Blue is often used in the marketing of high-tech products and innovations, especially those connected to computers and the Internet. Blue can also symbolize loyalty, wisdom, and peace. Today’s current logo also uses the strength and consistency of black text on a white background- traditional yet strong.

The design team wanted the new logo, marketing identity, and colors to reflect Intel’s impact on a diverse world and provide a venue for dynamic expression. That’s why the new visual language also embraces a bold, expanded color palette. While it maintains a strong connection to that Intel Blue and is still a blue-first brand, using other bright colors in its marketing assets also allows the brand to complement a variety of styles and expressions. You’ll see those warmer shades mixed in with its traditional branding in several marketing campaigns.

3. The Font

The custom sans-serif typeface used in the logo has a handful of unique features. The corners of the letters feature sharp edges, while “i” also has the aforementioned square on the top instead of a circular dot.

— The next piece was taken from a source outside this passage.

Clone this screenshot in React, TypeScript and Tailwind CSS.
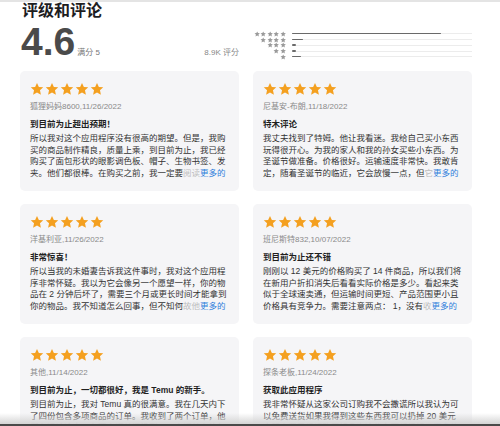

The bar in the “t” is back but shorter and kept contained.

The new font used is a specially designed typeface named Intel One, created for the brand through the marketing rebrand done by Andrew Mirakian Design. They created a proprietary brand font family as pictured above. The design team states that the font was created to take into account and incorporate the modern, geometric sensibility the new logo centers on in addition to a high standard that upholds those of modern typeface design.


Intel has been around for decades and while the company has seen both growth and setbacks, they’ve persisted. This updated rebranding reflects the company’s efforts to stay current, keep working toward a brighter future, and outlast the competition.

Only time will tell what the future holds, but it’s unlikely that the world will ever forget Intel and its icon logo complete with accompanying sound.